The uniformed garda signed her in.
‘No one enters unless I say so,’ she told him. ‘Got it?’
‘Got it.’
The garage was old-fashioned. No moder
n double-height glass walls with coffee machines and reception desks here. It was obvious even to someone who knew little or nothing about cars, as she did, that Clarke’s Garage had been unable to compete with the glossy showrooms in Ragmullin. She noticed, however, three Mercedes lined up along one wall and two BMWs at the other end. Not old bangers then. Odd.
‘What type of car business did Clarke run?’ she asked Boyd.
‘High-end, if this lot is anything to go by.’
‘You’d imagine when he closed down that he’d have sold the cars.’
‘Perhaps the bank took the garage and left everything here.’ Boyd glanced around, his eyes gleaming as he inclined his head to look in the window of the nearest Mercedes. ‘Or maybe he was just a useless businessman.’
‘Maybe,’ Lottie said. ‘Where’s the body?’
Boyd led the way to a door to their left. A man with a medical bag in his hand was on his way out.
‘I confirmed the death,’ he said and kept walking.
‘Who is he?’ Lottie said to the uniformed garda standing at the office door.
‘Local GP. We called him when the body was discovered.’
‘And Beth found the deceased?’
‘Yes, the young lady called 999. I was first on the scene. She was in a bad way.’

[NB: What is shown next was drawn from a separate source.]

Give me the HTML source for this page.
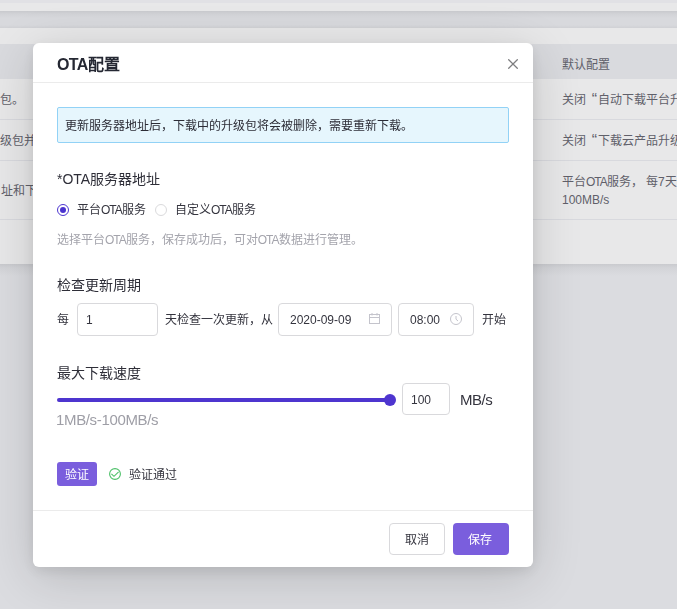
<!DOCTYPE html>
<html lang="zh-CN">
<head>
<meta charset="utf-8">
<style>
*{box-sizing:border-box;margin:0;padding:0}
html,body{width:677px;height:609px;overflow:hidden}
body{position:relative;background:#dbdce0;font-family:"Liberation Sans",sans-serif;font-size:12px;color:#34343e}
.abs{position:absolute;white-space:nowrap}
.bg{position:absolute;left:0;width:677px}
.t{position:absolute;white-space:nowrap;line-height:16px}
.modal{will-change:transform;position:absolute;left:33px;top:43px;width:500px;height:524px;background:#fff;border-radius:6px;box-shadow:0 4px 14px rgba(0,0,0,.09),0 10px 50px rgba(0,0,0,.16)}
.q{display:inline-block;width:12px;text-align:right;padding-right:1px;font-size:16px;line-height:16px;vertical-align:top}
.o{letter-spacing:-1px}
.box{position:absolute;border:1px solid #d9d9dc;border-radius:4px;background:#fff}
</style>
</head>
<body>
<!-- background page (under mask) -->
<div class="bg" style="top:0;height:3px;background:#e1e1e5"></div>
<div class="bg" style="top:3px;height:8px;background:#e8e8e9"></div>
<div class="bg" style="top:11px;height:17px;background:linear-gradient(#c8c9cd 0,#d2d3d7 3px,#d8d9dd 7px,#d8d9dd 14px,#d0d1d5 17px)"></div>
<div class="bg" style="top:28px;height:236px;background:#e8e8e9"></div>
<div class="bg" style="top:44px;height:35px;background:#d9dade"></div>
<div class="bg" style="top:119px;height:1px;background:#d8d9de"></div>
<div class="bg" style="top:160px;height:1px;background:#d8d9de"></div>
<div class="bg" style="top:219px;height:1px;background:#d8d9de"></div>
<div class="bg" style="top:264px;height:12px;background:linear-gradient(#c9cace 0,#d3d4d8 4px,#dbdce0 12px)"></div>

<div class="t" style="left:0;top:92px;color:#60606a">包。</div>
<div class="t" style="left:0;top:133px;color:#60606a">级包并</div>
<div class="t" style="left:1px;top:183px;color:#60606a">址和下</div>

<div class="t" style="left:562px;top:57px;color:#60606a">默认配置</div>
<div class="t" style="left:562px;top:92px;color:#60606a">关闭<span class="q">“</span>自动下载平台升级包</div>
<div class="t" style="left:562px;top:133px;color:#60606a">关闭<span class="q">“</span>下载云产品升级包</div>
<div class="t" style="left:562px;top:174px;color:#60606a">平台<span class="o">OTA</span>服务， 每7天</div>
<div class="t" style="left:562px;top:192px;color:#60606a">100MB/s</div>

<div class="modal">
  <div class="t" style="left:24px;top:12px;font-size:16px;line-height:20px;font-weight:bold;color:#252833"><span style="letter-spacing:-0.7px">OTA</span>配置</div>
  <svg class="abs" style="left:475px;top:16px" width="10" height="10" viewBox="0 0 10 10"><path d="M0.3 0.3L9.7 9.7M9.7 0.3L0.3 9.7" stroke="#7e7e80" stroke-width="1.25" fill="none"/></svg>
  <div class="abs" style="left:0;top:39px;width:500px;height:1px;background:#ebebeb"></div>

  <div class="abs" style="left:24px;top:64px;width:452px;height:36px;background:#e6f6fd;border:1px solid #92d2f6;border-radius:2px"></div>
  <div class="t" style="left:32.2px;top:75px;color:#2c2c36">更新服务器地址后，下载中的升级包将会被删除，需要重新下载。</div>

  <div class="t" style="left:24px;top:127px;font-size:14px;line-height:18px;color:#2e2e38">*OTA服务器地址</div>
  <div class="abs" style="left:24px;top:161px;width:12px;height:12px;border:1px solid #4d36d0;border-radius:50%"></div>
  <div class="abs" style="left:27px;top:164px;width:6px;height:6px;background:#4a33cf;border-radius:50%"></div>
  <div class="t" style="left:44px;top:159px;color:#34343e">平台<span class="o">OTA</span>服务</div>
  <div class="abs" style="left:122px;top:161px;width:12px;height:12px;border:1px solid #dadadc;border-radius:50%"></div>
  <div class="t" style="left:142px;top:159px;color:#34343e">自定义<span class="o">OTA</span>服务</div>
  <div class="t" style="left:24px;top:189px;color:#a4a4ac">选择平台<span class="o">OTA</span>服务，保存成功后，可对<span class="o">OTA</span>数据进行管理。</div>

  <div class="t" style="left:24px;top:233px;font-size:14px;line-height:18px;color:#2e2e38">检查更新周期</div>
  <div class="t" style="left:24px;top:269px">每</div>
  <div class="box" style="left:44px;top:260px;width:81px;height:33px"></div>
  <div class="t" style="left:53px;top:269px">1</div>
  <div class="t" style="left:131.5px;top:269px">天检查一次更新，从</div>
  <div class="box" style="left:245px;top:260px;width:114px;height:33px"></div>
  <div class="t" style="left:257px;top:269px">2020-09-09</div>
  <svg class="abs" style="left:336px;top:270px" width="11" height="11" viewBox="0 0 11 11"><rect x="0.5" y="1.5" width="10" height="9" fill="none" stroke="#c4c4cc"/><path d="M0.5 4.5H10.5M3 0V2.5M8 0V2.5" stroke="#c4c4cc" fill="none"/></svg>
  <div class="box" style="left:365px;top:260px;width:76px;height:33px"></div>
  <div class="t" style="left:377px;top:269px">08:00</div>
  <svg class="abs" style="left:417px;top:270px" width="12" height="12" viewBox="0 0 12 12"><circle cx="6" cy="6" r="5.5" fill="none" stroke="#c4c4cc"/><path d="M6 3V6.2L8 8" stroke="#c4c4cc" fill="none"/></svg>
  <div class="t" style="left:449px;top:269px">开始</div>

  <div class="t" style="left:24px;top:321px;font-size:14px;line-height:18px;color:#2e2e38">最大下载速度</div>
  <div class="abs" style="left:24px;top:355px;width:333px;height:4px;background:#4e35cf;border-radius:2px"></div>
  <div class="abs" style="left:351px;top:351px;width:12px;height:12px;background:#4e35cf;border-radius:50%"></div>
  <div class="box" style="left:369px;top:340px;width:48px;height:32px"></div>
  <div class="t" style="left:378px;top:349px">100</div>
  <div class="t" style="left:427px;top:348px;font-size:15px;line-height:18px;letter-spacing:-0.5px">MB/s</div>
  <div class="t" style="left:23px;top:368px;font-size:15px;line-height:18px;letter-spacing:-0.35px;color:#9e9ea6">1MB/s-100MB/s</div>

  <div class="abs" style="left:24px;top:419px;width:40px;height:24px;background:#7a5edd;border-radius:3px"></div>
  <div class="t" style="left:32px;top:424px;color:#fff">验证</div>
  <svg class="abs" style="left:76px;top:425px" width="12" height="12" viewBox="0 0 12 12"><circle cx="6" cy="6" r="5.4" fill="none" stroke="#4cc068" stroke-width="1.1"/><path d="M2.4 5.8L5 8.3L9.6 3.9" stroke="#4cc068" stroke-width="1.1" fill="none"/></svg>
  <div class="t" style="left:96px;top:424px">验证通过</div>

  <div class="abs" style="left:0;top:467px;width:500px;height:1px;background:#ebebeb"></div>
  <div class="box" style="left:356px;top:480px;width:56px;height:32px"></div>
  <div class="t" style="left:372px;top:489px">取消</div>
  <div class="abs" style="left:420px;top:480px;width:56px;height:32px;background:#7a5edd;border-radius:4px"></div>
  <div class="t" style="left:435px;top:489px;color:#fff">保存</div>
</div>
</body>
</html>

‘She was inside the office?’
‘On her knees at the door. Poor thing.’
‘Thanks,’ Lottie said, and entered the office.
The man lying across the chair was definitely dead. That much she could see from the lack of a face. Blood spatter on the wall behind him.
‘Gunshot?’ she said.
‘There’s a shotgun by his hand,’ Boyd said. ‘McGlynn is on his way.’
‘We’d better not venture in any further. McGlynn will have my guts for garters.’
‘You’re right there. But there’ve been plenty of people traipsing through here in the last few minutes; he’d have no reason to have a spat with you in particular.’
Lottie scanned everything that was visible to the naked eye. ‘I’d be inclined to call it a suicide, but after the two murders yesterday, we can’t be sure, can we?’